Mestre, quien debía conocer de sobra las fiestas de Murcia, insistía en la oportunidad del viaje publicando en La Correspondencia que las fiestas se verían «reforzadas con dos desfiles extraordinarios, el Entierro de la Sardina y Bando de la Huerta». Pero el Entierro, en 1899, ya disfrutaba de casi medio siglo de existencia. Lo cierto es que debieron de creerlo los madrileños si tenemos en cuenta que hasta 778 forasteros sacaron su pasaje en el convoy. «Ocho mil personas se han congregado en los andenes para recibirlos», publicaría, no sin cierta exageración, el Diario de Murcia.

A disfrutar de las playas

Una de las primeras referencias al sudexpreso botijil se publicó en el Diario de Murcia del 5 de agosto 1897. La crónica prueba que la llegada masiva de turistas a nuestras costas ya era una tradición asentada. De hecho, un día antes de que el convoy arribara en El Carmen, otro «tren económico de provincias, compuesto de 28 coches», acercó a Murcia «1.200 viajeros que vienen a disfrutar de las fiestas próximas y de las imponderables comodidades de nuestra playa».

Junto a ellos, no pocos murcianos residentes en otras latitudes aprovechan los precios populares para visitar a sus familias. Mediante diversos acuerdos entre el Ayuntamiento y las compañías ferroviarias era posible reducir el coste del viaje, pero sin aumentar las escasas comodidades de un trayecto asfixiante. La cantidad de viajeros complicaba que pudieran abastecerse de agua en las paradas, por lo que la compañía ponía a su disposición botijos para aliviar la sed.

El tren era recibido en la ciudad con bandas de música, una delegación municipal encabezada por el alcalde y centenares de murcianos, familiares o no de los expedicionarios.

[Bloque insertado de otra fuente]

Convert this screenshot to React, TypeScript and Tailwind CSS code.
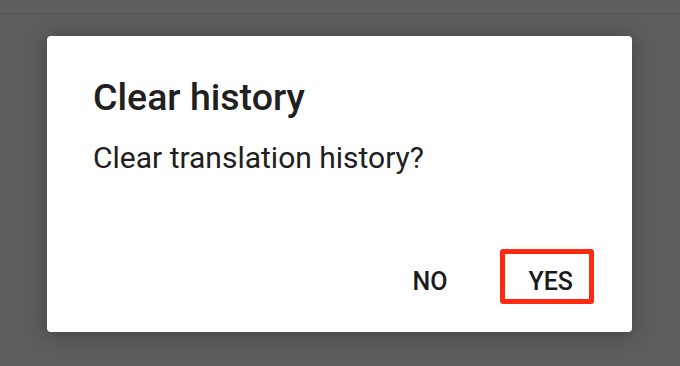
import React from "react";

export default function App() {
  return (
    <div className="w-[680px] h-[366px] overflow-hidden bg-[#5d5d5d] flex flex-col" style={{ fontFamily: "Roboto, 'Noto Sans', sans-serif" }}>
      <div className="h-[14px] shrink-0 bg-[#5f5f5f] border-b border-[#545454]" />
      <div className="ml-[47px] mt-[22px] w-[585px] h-[296px] bg-white rounded-[4px] shadow-[0_2px_20px_rgba(0,0,0,0.3)] flex flex-col pl-[46px] pr-[38px] pt-[43.1px]">
        <div className="text-[37.5px] leading-none font-medium text-[#202020]">Clear history</div>
        <div className="mt-[26.5px] text-[30px] leading-none text-[#202020]">Clear translation history?</div>
        <div className="mt-[76.4px] flex justify-end items-start">
          <div className="pt-[19.5px] text-[25px] leading-none font-medium text-[#1a1a1a] mr-[53px]">NO</div>
          <div className="border-[5px] border-[#ff2a12] rounded-[3px] pt-[14.5px] pb-[5px] pl-[23px] pr-[16px] text-[25px] leading-none font-medium text-[#1a1a1a]">YES</div>
        </div>
      </div>
    </div>
  );
}
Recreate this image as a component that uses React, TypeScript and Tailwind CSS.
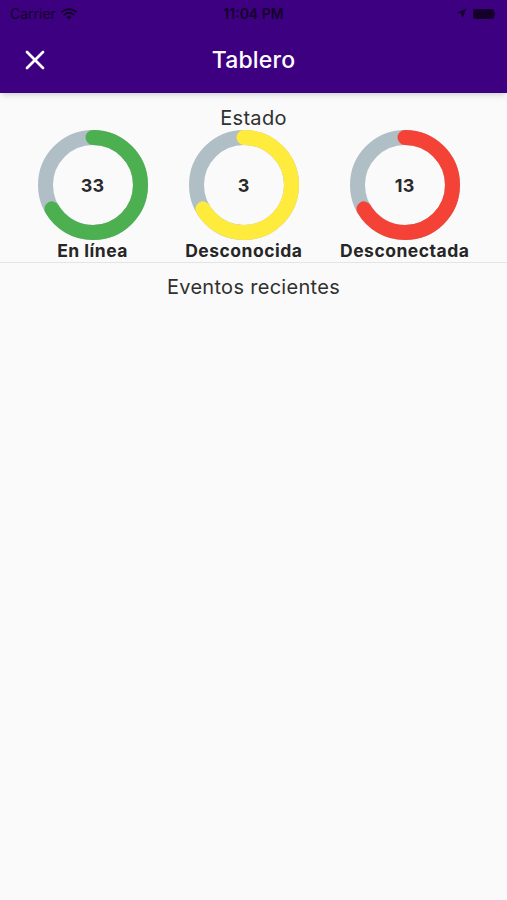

Y lo mismo sucedía en las distintas paradas del itinerario. Los pasajeros, acostumbrados a tan cálido recibimiento, protagonizaban curiosas situaciones. Así sucedió en Alguazas cuando ante los gritos de alegría de los foráneos, respondieron con vivas a Murcia hasta «las regocijadas touristas que estaban en las ventanillas, algunas dedicadas a ligeras operaciones de su toilette matinal».

Tan popular era el tren botijo que contó con su correspondiente leyenda negra. Y durante generaciones, muchos niños temieron la llegada de la caravana porque, según les advertían sus padres, en aquellos vagones también venían a Murcia los temidos tíos saínes. Estos señores, se decía, eran tuberculosos que viajaban hasta Murcia para consumir sangre humana, especialmente de niños.

En las fiestas de 1899, un suceso dio verosimilitud a la leyenda. El hijo de un popular barbero de la Puerta de Orihuela, Pedro Boluda, desapareció de su hogar. Durante dos días buscaron al pequeño, de apenas tres años de edad, sin éxito. Hasta que su cuerpo fue hallado junto al río, con evidentes signos de violencia. El niño había sido raptado y asesinado. De inmediato, el pueblo atribuyó la tragedia a algún viajero del tren botijo.